Many brothers are involved in education on the elementary, high school and college level. They serve on Long Island at St. Anthony’s High School, South Huntington; they also serve at St. Francis College in Brooklyn Heights, St. Francis Preparatory School in Queens, and Bishop Ford Central Catholic High School in Park Slope. They have taught in more than 20 parish schools and religious education programs in Brooklyn and Rockville Centre, and in recent years have worked in dioceses in New Jersey, North Carolina, Florida, Connecticut, Missouri and New Mexico.
Other brothers serve the elderly, those in prison, and people struggling with addictions, and work in parish ministries and diocesan offices. For example, Franciscan Brother James McVeigh is currently diocesan co-vicar for religious as well as the director and cabinet secretary for the Secretariat for the New Evangelization. Brother Patrick Murphy assists the senior priests at St. Pius X Residence in Amityville. Brother Jack Moylan is the director of prison ministry for Rockville Centre.
The Franciscan Brothers bought property in Centerport as a retreat in 1886. Two years later, they began to bring some city students there for recreation and education and Camp Alvernia was born. It continues to serve children and families today as a day camp for more than 900 boys and girls annually.
In 1929, the brothers established a novitiate in then-rural Smithtown. The Franciscans literally brought light to the area, paying for the 72 electric poles needed for the electric company to string wires out to the sparsely developed region, according to a history of St. Anthony High School written by Sister of St. Joseph Lorna Strachan in 1984. In 1933, work was begun on St. Anthony’s Juniorate which eventually became St. Anthony’s High School, currently located in South Huntington.
“It is nice to look back over the years at what the brothers have been able to do,” said Brother William, but the jubilee is also time to look ahead to “what we will contribute in the future to the Church of Long Island.”

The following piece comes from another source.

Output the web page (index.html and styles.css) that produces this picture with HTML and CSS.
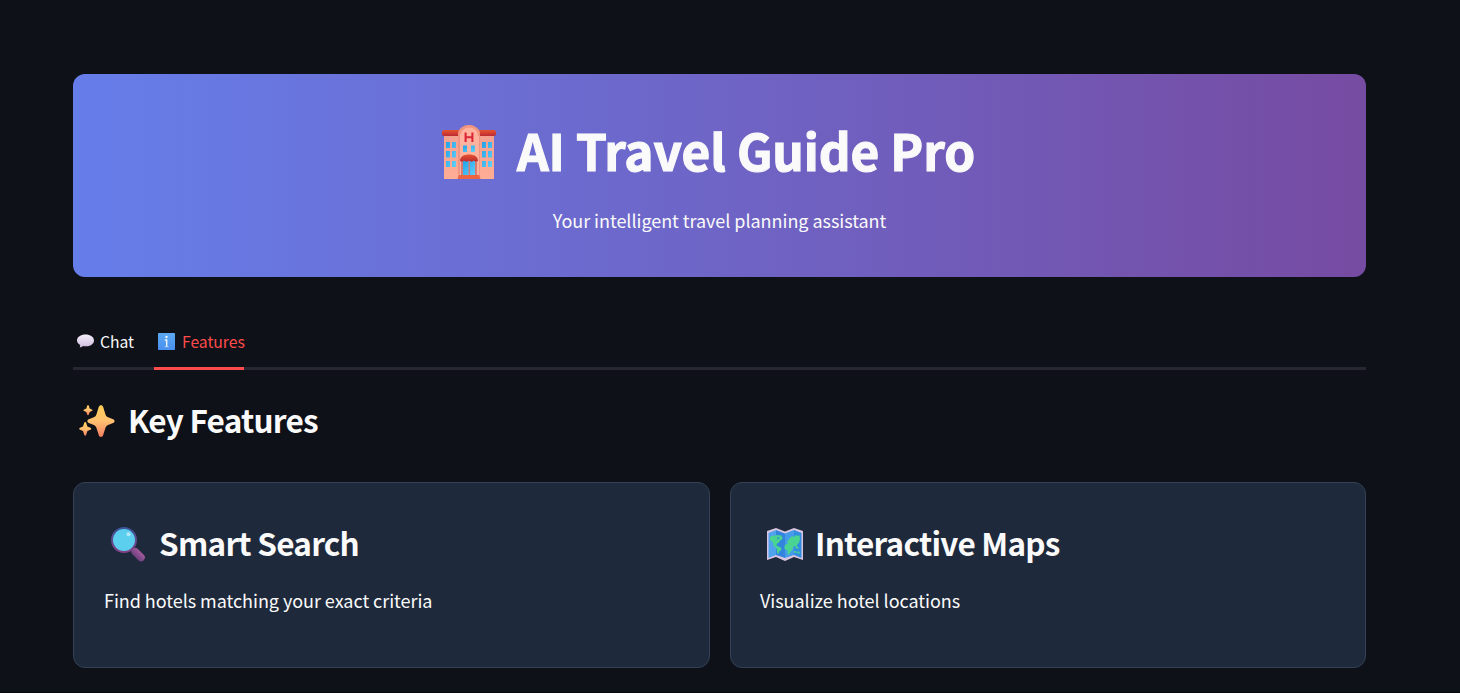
FILE: index.html
```html
<!DOCTYPE html>
<html lang="en">
<head>
<meta charset="utf-8">
<title>AI Travel Guide Pro</title>
<link rel="stylesheet" href="styles.css">
</head>
<body>
<main class="page">
  <header class="hero">
    <h1 class="hero-title">
      <svg class="icon-hotel" viewBox="0 0 54 54" aria-hidden="true">
        <defs>
          <linearGradient id="wall" x1="0" y1="0" x2="0" y2="1"><stop offset="0" stop-color="#f2a090"/><stop offset="1" stop-color="#ffad94"/></linearGradient>
          <linearGradient id="roof" x1="0" y1="0" x2="0" y2="1"><stop offset="0" stop-color="#e8542f"/><stop offset="1" stop-color="#bb2a32"/></linearGradient>
          <linearGradient id="glass" x1="0" y1="0" x2="1" y2="1"><stop offset="0" stop-color="#22a2e8"/><stop offset="1" stop-color="#62d0fa"/></linearGradient>
        </defs>
        <path d="M2 9h50v45H2z" fill="url(#wall)"/>
        <rect y="5" width="54" height="6" rx="2" fill="url(#roof)"/>
        <path d="M16 54V10a11 10 0 0 1 22 0v44z" fill="#ee9585"/>
        <path d="M18 54V11a9.500 9 0 0 1 19 0v43z" fill="#ffb29d"/>
        <path d="M16 11V9.500a11 9.500 0 0 1 22 0V11h-2v-1a9 7.500 0 0 0-18 0v1z" fill="#f0957f"/>
        <path d="M23.600 7.500v9.500M30.400 7.500v9.500M24 12.200h6" stroke="#dc2638" stroke-width="2.100" fill="none"/>
        <g fill="url(#glass)">
          <path d="M4 17h4v6H4zM10 17h4v6h-4zM4 26h4v6.500H4zM10 26h4v6.500h-4zM4 36h4v6H4zM10 36h4v6h-4z"/>
          <path d="M40 17h4v6h-4zM46 17h4v6h-4zM40 26h4v6.500h-4zM46 26h4v6.500h-4zM40 36h4v6h-4zM46 36h4v6h-4z"/>
          <path d="M21 20.500h4V27h-4zM29 20.500h4V27h-4z"/>
        </g>
        <path d="M19 35h16v16H19z" fill="#d77a71"/>
        <path d="M21 36h5.500v15H21zM28 36h5v15h-5z" fill="url(#glass)"/>
        <path d="M18 36c0-4.500 4-6.500 9-6.500s9 2 9 6.500l-2 .7-2-1-2.500 1-2.500-1-2.500 1-2.500-1-2 1z" fill="url(#roof)"/>
        <path d="M17 50h20l1.500 4h-23z" fill="#ed6541"/>
      </svg>
      <span class="hero-name">AI Travel Guide Pro</span>
    </h1>
    <p class="hero-sub">Your intelligent travel planning assistant</p>
  </header>

  <nav class="tabs">
    <a class="tab">
      <svg class="icon-chat" viewBox="0 0 17 17" aria-hidden="true">
        <defs><linearGradient id="bubble" x1="0" y1="0" x2="0" y2="1"><stop offset="0" stop-color="#f4effa"/><stop offset="1" stop-color="#cfbddc"/></linearGradient></defs>
        <path d="M8.500 1.500C13.200 1.500 17 4 17 7.500s-3.600 5.800-8.300 5.800c-1 0-2-.1-2.800-.3-.8 1-2.100 1.500-3.400 1.300.5-.6.800-1.600.6-2.400C1.200 10.900 0 9.400 0 7.500c0-3.500 3.800-6 8.500-6z" fill="url(#bubble)"/>
      </svg>
      <span>Chat</span>
    </a>
    <a class="tab tab-active">
      <svg class="icon-info" viewBox="0 0 17 17" aria-hidden="true">
        <defs><linearGradient id="tile" x1="0" y1="0" x2="0" y2="1"><stop offset="0" stop-color="#5ba9f3"/><stop offset="1" stop-color="#498ff0"/></linearGradient></defs>
        <rect width="17" height="17" rx=".8" fill="url(#tile)"/>
        <circle cx="8.500" cy="4" r="1.150" fill="#fff"/>
        <path d="M6.800 7h1.900v6.500" stroke="#eef5ff" stroke-width="1.400" fill="none"/>
        <path d="M6.700 13.700h3.800" stroke="#b9d8fb" stroke-width="1"/>
      </svg>
      <span>Features</span>
    </a>
  </nav>

  <h3 class="heading section-title">
    <svg class="icon-spark" viewBox="0 0 36 34" aria-hidden="true">
      <defs><linearGradient id="gold" x1="0" y1="0" x2="0" y2="1"><stop offset="0" stop-color="#ffce56"/><stop offset=".5" stop-color="#ffc070"/><stop offset="1" stop-color="#f47d62"/></linearGradient></defs>
      <g fill="url(#gold)">
        <path d="M19.800 1.800c.7-2.200 3.600-2.200 4.300 0l2.300 7.500c.5 1.500 1.300 2.500 2.700 3l5 2c1.900.8 1.900 3 0 3.800l-5 2c-1.400.6-2.200 1.600-2.700 3l-2.300 7.200c-.7 2.200-3.600 2.200-4.300 0l-2.300-7.200c-.5-1.400-1.300-2.400-2.700-3l-5-2c-1.900-.8-1.900-3 0-3.800l5-2c1.400-.5 2.200-1.500 2.700-3z"/>
        <path d="M8.200.8c.3-1 1.300-1 1.600 0l.9 2.700 2.200.9c.9.400.9 1.300 0 1.700l-2.200.9-.9 2.400c-.3 1-1.300 1-1.600 0L7.300 7l-2.200-.9c-.9-.4-.9-1.300 0-1.700l2.200-.9z"/>
        <path d="M5.200 17.800c.3-1.200 1.700-1.200 2 0l1.200 3.600 3 1.300c1.100.5 1.100 1.500 0 2l-3 1.300-1.200 3.800c-.3 1.200-1.700 1.200-2 0L4 26l-3-1.300c-1.100-.5-1.100-1.500 0-2l3-1.300z"/>
      </g>
    </svg>
    <span>Key Features</span>
  </h3>

  <section class="cards">
    <article class="card">
      <h3 class="heading">
        <svg class="icon-search" viewBox="0 0 36 36" aria-hidden="true">
          <defs>
            <linearGradient id="rim" x1="0" y1="0" x2="0" y2="1"><stop offset="0" stop-color="#3c549b"/><stop offset="1" stop-color="#824185"/></linearGradient>
            <linearGradient id="grip" x1="0" y1="1" x2="1" y2="0"><stop offset="0" stop-color="#69407c"/><stop offset="1" stop-color="#a55a9e"/></linearGradient>
          </defs>
          <path d="M21 22l4 3" stroke="#65758a" stroke-width="3"/>
          <path d="M25.200 24.800l5.800 5.700" stroke="url(#grip)" stroke-width="7.600" stroke-linecap="round"/>
          <circle cx="14" cy="13" r="12" fill="#5bcfed" stroke="url(#rim)" stroke-width="2"/>
          <circle cx="18.500" cy="7.300" r="2" fill="#b5e8fa"/>
        </svg>
        <span>Smart Search</span>
      </h3>
      <p class="card-text">Find hotels matching your exact criteria</p>
    </article>
    <article class="card card-maps">
      <h3 class="heading">
        <svg class="icon-map" viewBox="0 0 36 34" aria-hidden="true">
          <path d="M0 3l9-3 9 3.500L27 0l9 3v29l-9-3-9 4-9-4-9 3z" fill="#d8c5e2"/>
          <path d="M1.500 5L9 2v25l-7.500 3z" fill="#51a2ed"/><path d="M9 2l9 3.500V30l-9-3z" fill="#3284dd"/>
          <path d="M18 5.500L27 2v25l-9 3z" fill="#459bea"/><path d="M27 2l7.500 3v25L27 27z" fill="#318de0"/>
          <path d="M3 9l2-1.500 2 .5 3-1 4 .5 1.500 2-.5 2-2 1-1 2-2 1-.5 2 2 1 3 1.500-.5 2.500-2 1-.5 2.500-1.500-1v-3.500l-1.500-2-2-2-1-3.500L3 12zM17.500 18l1.500-2h2l-1-2 2-3 3-3 2 1 2-2 2 1 1.500-1 .5 4-1 4-1.500 1-.5 3-2-1-2 1-.5 3-2 2-2 3-1-1v-3.500l-3-1.500zM28.500 18.500l3 .5v1.800l-3-.6zM27 23l2.500.4V25L27 24.600zM30.500 23.300l2 .5V26l-2-.5z" fill="#49d591"/>
          <path d="M10.500 9.500l2-.5-.8 1.800-1.700.7z" fill="#3284dd"/>
        </svg>
        <span>Interactive Maps</span>
      </h3>
      <p class="card-text">Visualize hotel locations</p>
    </article>
  </section>
</main>
</body>
</html>
```
FILE: styles.css
```css
* { box-sizing: border-box; }
html { background: #0e1117; }
body {
  margin: 0;
  height: 693px;
  overflow: hidden;
  color: #fafafa;
  font-family: "Noto Sans CJK JP", "Noto Sans", sans-serif;
  font-size: 18px;
  letter-spacing: -0.045px;
  border-bottom: 1px solid #05070a;
}
h1, h3, p { margin: 0; }
svg { display: block; flex: none; }
.page { width: 1293px; margin-left: 73px; padding-top: 74px; }

.hero {
  height: 203px;
  padding-top: 38px;
  border-radius: 12px;
  background: linear-gradient(90deg, #667eea 0%, #764ba2 100%);
}
.hero-title {
  display: flex;
  justify-content: center;
  height: 76px;
  padding-right: 22px;
  font-size: 49.500px;
  font-weight: 700;
  letter-spacing: -0.08px;
  line-height: 76px;
  white-space: nowrap;
}
.hero-name { -webkit-text-stroke: 1.200px #fafafa; }
.icon-hotel { width: 54px; height: 54px; margin: 13px 21px 0 0; }
.hero-sub { margin-top: 17px; text-align: center; line-height: 30px; }

.tabs {
  display: flex;
  gap: 20px;
  height: 50px;
  margin-top: 43px;
  padding-bottom: 3px;
  background: linear-gradient(#262730, #262730) bottom / 100% 3px no-repeat;
}
.tab {
  position: relative;
  display: flex;
  height: 47px;
  padding-left: 4px;
  font-size: 15.750px;
  line-height: 44px;
}
.tab-active { color: #ff4b4b; width: 90px; }
.tab-active::after {
  content: "";
  position: absolute;
  left: 0;
  top: 47px;
  width: 100%;
  height: 3px;
  background: #ff4b4b;
}
.icon-chat, .icon-info { width: 17px; height: 17px; margin: 13px 6px 0 0; }
.icon-info { margin-right: 7px; }
.tab:first-child { width: 61px; }

.heading {
  display: flex;
  height: 42px;
  padding-left: 6px;
  font-size: 31.500px;
  font-weight: 600;
  letter-spacing: -0.75px;
  line-height: 42px;
  white-space: nowrap;
}
.section-title { margin-top: 28px; }
.icon-spark { width: 36px; height: 34px; margin: 7px 13px 0 0; }

.cards { display: grid; grid-template-columns: 637px 636px; gap: 20px; margin-top: 42px; }
.card {
  height: 186px;
  padding: 38px 30px 0;
  border: 1px solid #334155;
  border-radius: 12px;
  background: #1e293b;
}
.card-maps { padding-left: 29px; }
.icon-search { width: 36px; height: 36px; margin: 6px 13px 0 0; }
.icon-map { width: 36px; height: 34px; margin: 7px 13px 0 0; }
.card-maps .heading { padding-left: 7px; }
.card-maps .icon-map { margin-right: 12px; }
.card-text { margin-top: 22px; line-height: 30px; }
```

Throughout its history, the order’s house of formation has been on Long Island in Centerport, Smithtown, Oyster Bay, and currently in Kings Park, where Brother Gregory Cellini has been in formation. He will profess his first vows on August 15.
“As we are celebrating, we are looking forward,” he said. As a novice, he was not permitted to have a job, but he did volunteer this past year at the INN (Interfaith Nutrition Network) in Hempstead. He doesn’t yet know where he will be assigned in August, but he said his mission will reflect the call “to be Christ and Francis to the rest of the world,” continuing the work the Franciscan Brothers of Brooklyn have been doing for the past 150 years.